Absolutely indicative of the double level, local and universal, on which the struggle between the Papacy and the Empire was lived, is the symbolism entrusted with the task of recognizing the opposing parties. Medieval man lives in a forest of symbols, where flags, arms, and emblems have fundamental importance; far from merely representing, these symbols participate in an essence and act as the glue that binds the community engaged in the struggle.
In the 1400s, for example, in Lombardy, Guelphs wear white feathers on the right temple and a flower on the right ear, and their officers wear a white band; Ghibellines, conversely, have red feathers and flowers on the left temple, and their officers display a red band.
A century later, in Romagna, where the time for revenge merges with eternity, Guelphs still overlap gold medals on the right ear, sewing them to caps and helmet plumes; their opponents place the same signs on the left, and everyone intends to show their enmities in this way.
This ante litteram opposition between “right” and “left” is synthesized in a report – quoted by Alberi – by the secretary of the Serenissima Giangiacomo Caroldo on the state of Milan in 1520:
Ghibellines wear the pen and division on the left hand, and the Guelphs on the right; and for this wearing of pens, many homicides have been committed. And so, on the first day of May, Guelphs plant elm trees and other male-named trees in front of their houses, and Ghibellines plant female-named trees, according to the vernacular, such as the oak. The arms of the Ghibellines have a black eagle above; those that are of colors and metal, always the color surpasses the metal; and in the Guelphs, the metal surpasses the color, that is; if a weapon were half gold and half blue, the Ghibelline would have gold on the left side and the Guelph on the right side… Those weapons that have figures of animals and other paintings according to nature are Ghibelline, such as the black eagle on a golden field, but without wings, in a blue field. The Fregosi carry the weapon half black and half white, the black above; the Martinenghi of Brescia carry the red eagle and are Guelphs; the Trivulzi carry gold and green sticks, starting from the gold on the right side; … the Gonzaga family, Ghibelline, carries four black eagles; the Este family, Guelph, carries four white eagles; the Carrara family was Guelph (2).

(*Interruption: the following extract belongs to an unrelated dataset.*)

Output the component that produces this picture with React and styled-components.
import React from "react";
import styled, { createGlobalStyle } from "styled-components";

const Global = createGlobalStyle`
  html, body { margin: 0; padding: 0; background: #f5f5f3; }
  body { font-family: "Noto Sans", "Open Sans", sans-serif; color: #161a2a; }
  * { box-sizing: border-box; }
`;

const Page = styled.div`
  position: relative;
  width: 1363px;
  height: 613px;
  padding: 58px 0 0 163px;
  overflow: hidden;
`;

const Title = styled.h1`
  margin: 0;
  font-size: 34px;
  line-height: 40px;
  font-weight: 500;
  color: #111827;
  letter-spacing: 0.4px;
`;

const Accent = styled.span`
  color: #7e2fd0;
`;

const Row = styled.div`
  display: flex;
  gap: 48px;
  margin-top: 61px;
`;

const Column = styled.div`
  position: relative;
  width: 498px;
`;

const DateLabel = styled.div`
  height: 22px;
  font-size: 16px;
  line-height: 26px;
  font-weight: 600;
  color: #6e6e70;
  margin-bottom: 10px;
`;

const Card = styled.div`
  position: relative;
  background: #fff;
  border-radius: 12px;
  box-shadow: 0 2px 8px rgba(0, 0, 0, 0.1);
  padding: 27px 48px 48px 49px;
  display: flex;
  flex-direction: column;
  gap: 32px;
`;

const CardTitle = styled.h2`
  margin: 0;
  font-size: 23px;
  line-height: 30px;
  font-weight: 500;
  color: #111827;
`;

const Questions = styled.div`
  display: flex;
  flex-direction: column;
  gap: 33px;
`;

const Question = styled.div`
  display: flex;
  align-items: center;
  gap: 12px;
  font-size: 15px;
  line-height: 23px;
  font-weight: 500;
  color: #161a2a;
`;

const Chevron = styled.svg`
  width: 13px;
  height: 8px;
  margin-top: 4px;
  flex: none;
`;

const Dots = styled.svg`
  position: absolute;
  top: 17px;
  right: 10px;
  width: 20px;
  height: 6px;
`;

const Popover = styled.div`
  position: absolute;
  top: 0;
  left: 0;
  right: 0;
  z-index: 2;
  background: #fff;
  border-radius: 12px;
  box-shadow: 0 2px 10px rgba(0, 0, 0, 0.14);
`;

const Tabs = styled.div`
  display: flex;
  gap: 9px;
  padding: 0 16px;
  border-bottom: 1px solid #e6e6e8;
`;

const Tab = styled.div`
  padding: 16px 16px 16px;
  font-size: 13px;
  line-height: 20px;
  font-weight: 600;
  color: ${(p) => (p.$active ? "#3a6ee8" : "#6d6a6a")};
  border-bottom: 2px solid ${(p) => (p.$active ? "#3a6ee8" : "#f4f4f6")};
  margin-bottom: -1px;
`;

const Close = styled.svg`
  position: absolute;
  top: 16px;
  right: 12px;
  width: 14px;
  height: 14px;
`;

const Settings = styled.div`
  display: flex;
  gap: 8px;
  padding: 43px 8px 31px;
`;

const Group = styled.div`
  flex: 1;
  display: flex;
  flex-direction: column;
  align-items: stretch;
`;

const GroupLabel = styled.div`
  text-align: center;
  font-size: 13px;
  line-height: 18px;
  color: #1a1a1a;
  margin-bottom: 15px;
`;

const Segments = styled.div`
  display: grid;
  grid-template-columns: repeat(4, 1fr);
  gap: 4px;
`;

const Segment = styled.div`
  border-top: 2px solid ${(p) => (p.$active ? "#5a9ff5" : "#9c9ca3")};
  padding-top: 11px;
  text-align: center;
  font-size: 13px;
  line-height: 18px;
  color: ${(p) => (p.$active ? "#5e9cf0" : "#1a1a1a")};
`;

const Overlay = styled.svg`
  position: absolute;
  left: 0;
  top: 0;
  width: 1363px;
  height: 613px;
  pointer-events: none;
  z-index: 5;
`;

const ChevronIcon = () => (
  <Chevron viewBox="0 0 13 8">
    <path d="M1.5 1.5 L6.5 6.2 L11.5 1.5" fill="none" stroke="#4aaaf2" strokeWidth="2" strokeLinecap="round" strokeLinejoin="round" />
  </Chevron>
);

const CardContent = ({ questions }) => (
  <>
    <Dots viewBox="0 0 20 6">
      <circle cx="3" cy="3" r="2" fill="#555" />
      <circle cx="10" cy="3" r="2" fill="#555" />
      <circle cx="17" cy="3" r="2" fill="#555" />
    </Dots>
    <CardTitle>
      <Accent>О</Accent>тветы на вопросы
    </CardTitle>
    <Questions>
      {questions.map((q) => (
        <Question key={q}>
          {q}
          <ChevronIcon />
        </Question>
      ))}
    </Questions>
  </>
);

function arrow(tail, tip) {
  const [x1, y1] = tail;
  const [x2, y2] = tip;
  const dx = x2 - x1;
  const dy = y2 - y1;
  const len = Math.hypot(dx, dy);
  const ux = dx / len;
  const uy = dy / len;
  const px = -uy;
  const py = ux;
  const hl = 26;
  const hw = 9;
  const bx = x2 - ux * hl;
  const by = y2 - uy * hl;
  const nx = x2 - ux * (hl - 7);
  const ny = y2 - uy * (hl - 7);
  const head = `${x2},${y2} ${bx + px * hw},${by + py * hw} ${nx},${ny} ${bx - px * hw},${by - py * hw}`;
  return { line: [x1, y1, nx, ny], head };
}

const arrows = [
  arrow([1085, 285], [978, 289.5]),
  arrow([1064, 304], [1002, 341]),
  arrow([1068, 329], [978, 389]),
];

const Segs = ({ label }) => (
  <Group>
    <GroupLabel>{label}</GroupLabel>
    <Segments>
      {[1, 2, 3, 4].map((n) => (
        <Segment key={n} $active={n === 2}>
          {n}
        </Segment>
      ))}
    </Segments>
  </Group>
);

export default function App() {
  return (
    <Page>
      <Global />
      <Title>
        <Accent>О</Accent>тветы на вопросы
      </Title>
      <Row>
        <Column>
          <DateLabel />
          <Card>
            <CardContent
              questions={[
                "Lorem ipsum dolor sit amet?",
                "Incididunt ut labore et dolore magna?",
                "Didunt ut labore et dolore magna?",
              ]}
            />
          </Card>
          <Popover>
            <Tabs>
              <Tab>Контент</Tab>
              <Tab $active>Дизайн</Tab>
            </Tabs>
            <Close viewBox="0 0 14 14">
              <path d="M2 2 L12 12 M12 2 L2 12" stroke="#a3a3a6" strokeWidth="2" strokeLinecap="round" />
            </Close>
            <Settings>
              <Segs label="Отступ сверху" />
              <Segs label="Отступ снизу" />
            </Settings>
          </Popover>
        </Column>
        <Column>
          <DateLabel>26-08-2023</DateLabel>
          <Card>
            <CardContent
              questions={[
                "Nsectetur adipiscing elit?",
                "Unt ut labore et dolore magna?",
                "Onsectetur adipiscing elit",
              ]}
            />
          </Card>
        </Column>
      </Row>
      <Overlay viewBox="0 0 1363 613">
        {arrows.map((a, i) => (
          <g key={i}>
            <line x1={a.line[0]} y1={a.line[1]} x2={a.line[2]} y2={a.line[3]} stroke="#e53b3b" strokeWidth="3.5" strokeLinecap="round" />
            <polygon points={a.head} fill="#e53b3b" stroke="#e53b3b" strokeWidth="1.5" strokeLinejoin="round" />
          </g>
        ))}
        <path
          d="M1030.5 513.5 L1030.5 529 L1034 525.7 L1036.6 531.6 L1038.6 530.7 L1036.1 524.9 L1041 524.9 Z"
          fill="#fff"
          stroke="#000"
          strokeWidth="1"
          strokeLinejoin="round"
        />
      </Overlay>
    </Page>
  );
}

In reality, as Alexander Lee states in “The Evil Renaissance,” the historical period examined by the biographical dictionary appears as a world of shadows acting in the same way: no difference distinguishes the actions of unscrupulous merchant-bankers, from those of nepotist popes and those of mercenary captains, mostly brutal, corrupt, venal, depraved, and violent men, united in the pursuit of power, wealth, and “glory” (however it could be understood) at any cost. And yet, in contrast, many of these individuals are capable of playing a leading role in creating an era of cultural rebirth and artistic splendor, in which an extraordinary degree of civilized refinement is achieved, still defined as the age of beauty.

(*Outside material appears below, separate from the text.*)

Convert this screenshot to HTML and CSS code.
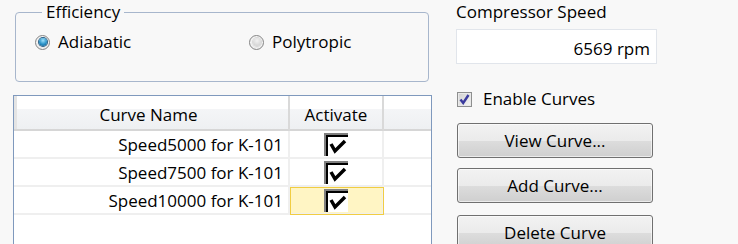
FILE: index.html
```html
<!DOCTYPE html>
<html lang="en">
<head>
  <meta charset="UTF-8" />
  <title>Compressor Curves</title>
  <link rel="stylesheet" href="styles.css">
</head>
<body>
  <div class="panel">
    <div class="left">
      <fieldset class="group">
        <legend>Efficiency</legend>
        <div class="options">
          <label class="opt"><span class="radio on"></span>Adiabatic</label>
          <label class="opt"><span class="radio"></span>Polytropic</label>
        </div>
      </fieldset>

      <div class="grid">
        <div class="row head">
          <div class="cell name">Curve Name</div>
          <div class="cell act">Activate</div>
          <div class="cell fill"></div>
        </div>
        <div class="row">
          <div class="cell name">Speed5000 for K-101</div>
          <div class="cell act"><svg class="tick" width="24" height="23" viewBox="0 0 24 23"><rect width="24" height="23" fill="#fff"/><path d="M0 0H24V2H0Z M0 0H2V23H0Z" fill="#808080"/><path d="M2 2H24V4H2Z M2 2H4V23H2Z" fill="#000"/><path d="M7 11L11 18L21 8" fill="none" stroke="#000" stroke-width="3.5"/></svg></div>
          <div class="cell fill"></div>
        </div>
        <div class="row">
          <div class="cell name">Speed7500 for K-101</div>
          <div class="cell act"><svg class="tick" width="24" height="23" viewBox="0 0 24 23"><rect width="24" height="23" fill="#fff"/><path d="M0 0H24V2H0Z M0 0H2V23H0Z" fill="#808080"/><path d="M2 2H24V4H2Z M2 2H4V23H2Z" fill="#000"/><path d="M7 11L11 18L21 8" fill="none" stroke="#000" stroke-width="3.5"/></svg></div>
          <div class="cell fill"></div>
        </div>
        <div class="row">
          <div class="cell name">Speed10000 for K-101</div>
          <div class="cell act selected"><svg class="tick" width="24" height="23" viewBox="0 0 24 23"><rect width="24" height="23" fill="#fff"/><path d="M0 0H24V2H0Z M0 0H2V23H0Z" fill="#808080"/><path d="M2 2H24V4H2Z M2 2H4V23H2Z" fill="#000"/><path d="M7 11L11 18L21 8" fill="none" stroke="#000" stroke-width="3.5"/></svg></div>
          <div class="cell fill"></div>
        </div>
      </div>
    </div>

    <div class="right">
      <div class="caption">Compressor Speed</div>
      <div class="field">6569 rpm</div>

      <label class="check">
        <span class="box"><svg width="11" height="11" viewBox="0 0 11 11"><path d="M1.5 5.5L4.2 9L9.5 1" fill="none" stroke="#3b3b9e" stroke-width="2.4"/></svg></span>
        Enable Curves
      </label>

      <button class="btn first">View Curve...</button>
      <button class="btn">Add Curve...</button>
      <button class="btn spaced">Delete Curve</button>
    </div>
  </div>
</body>
</html>
```

FILE: styles.css
```css
body {
  margin: 0;
  background-color: #f8f8f8;
  color: #000;
  font-family: 'Open Sans', sans-serif;
  font-size: 17px;
  line-height: 20px;
}
.panel {
  display: flex;
  padding-left: 13px;
  height: 244px;
  overflow: hidden;
}
.left {
  width: 419px;
}

/* efficiency group */
.group {
  margin: 0 3px 0 2px;
  padding: 8px 0 29px 19px;
  border: 1px solid #a7b6cc;
  border-radius: 4px;
}
.group legend {
  margin-left: 7px;
  padding: 0 4px 1px;
  line-height: 23px;
}
.options {
  display: grid;
  grid-template-columns: 214px auto;
}
.opt {
  display: flex;
  align-items: center;
  gap: 8px;
}
.radio {
  position: relative;
  width: 13px;
  height: 13px;
  border: 1px solid #858585;
  border-radius: 50%;
  background: radial-gradient(circle at 50% 40%, #fdfdfd 30%, #d2d2d2 100%);
  box-shadow: inset 0 0 0 1px #f4f4f4;
}
.radio::after {
  content: '';
  position: absolute;
  left: 2.5px;
  top: 2.5px;
  width: 8px;
  height: 8px;
  border-radius: 50%;
  background: radial-gradient(circle at 50% 35%, #f2f2f2, #cbcbcb);
  box-shadow: 0 0 0 1px #d8d8d8;
}
.radio.on::after {
  background: radial-gradient(circle at 50% 30%, #9fe0fb 0%, #2a93c8 55%, #14598a 100%);
  box-shadow: 0 0 0 1px #285f86;
}

/* curve grid */
.grid {
  margin-top: 13px;
  height: 300px;
  background-color: #fff;
  border: 1px solid #7f99bd;
}
.row {
  display: grid;
  grid-template-columns: 276px 94px 1fr;
}
.cell {
  box-sizing: border-box;
  height: 28px;
  padding-top: 4px;
  border-right: 2px solid #efefef;
  border-bottom: 2px solid #efefef;
}
.cell.name {
  text-align: right;
  padding-right: 5px;
}
.cell.act {
  display: flex;
  justify-content: center;
  padding-top: 2px;
}
.cell.fill {
  border-right: none;
}
.head .cell {
  height: 35px;
  padding-top: 9px;
  text-align: center;
  background: linear-gradient(#fff 0%, #fff 38%, #f4f5f7 40%, #eef0f2 100%);
  border-right-color: #d9d9d9;
  border-bottom-color: #d6d6d6;
}
.head .cell.name {
  box-shadow: inset 3px 0 0 #e4e4e4;
}
.head .cell.act {
  padding-top: 9px;
}
.cell.selected {
  background-color: #fff5c4;
  outline: 1px solid #f1cd42;
  outline-offset: -1px;
}
.tick {
  display: block;
}

/* right column */
.right {
  margin-left: 24px;
  width: 210px;
}
.caption {
  line-height: 23px;
}
.field {
  box-sizing: border-box;
  width: 201px;
  height: 35px;
  margin-top: 6px;
  padding: 9px 6px 0 0;
  text-align: right;
  background-color: #fff;
  border: 1px solid #e1e5eb;
}
.check {
  display: flex;
  align-items: center;
  gap: 11px;
  margin: 25px 0 0 1px;
}
.box {
  box-sizing: border-box;
  display: flex;
  align-items: center;
  justify-content: center;
  width: 15px;
  height: 15px;
  border: 1px solid #8e8f8f;
  background: linear-gradient(135deg, #cfcfcf, #f6f6f6);
  box-shadow: inset 0 0 0 1px #e9e9e9;
}
.btn {
  display: block;
  box-sizing: border-box;
  width: 196px;
  height: 35px;
  margin: 10px 0 0 1px;
  padding: 0;
  font-family: inherit;
  font-size: 17px;
  line-height: 20px;
  color: #000;
  border: 1px solid #707070;
  border-radius: 3px;
  background: linear-gradient(#f2f2f2 0%, #ebebeb 50%, #dddddd 50%, #cfcfcf 100%);
  box-shadow: inset 0 0 0 1px rgba(255, 255, 255, 0.6);
}
.btn.first {
  margin-top: 14px;
}
.btn.spaced {
  margin-top: 12px;
}
```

In this context, an important aspect is provided by the way justice is conceived. Death by hanging often indiscriminately befalls the “terrazzani” (not the soldiers) who dared to oppose powerful forces. Equally bloody are the methods related to the killing (through hanging or beheading depending on social rank) of those classified as traitors. The mutilation of their corpses involves quartering with the subsequent display of the quarters in highly visible parts of the city, or the raising of their heads on a tall spike: all conceived both as a spectacle for the numerous people attending and as a representation with educational purposes.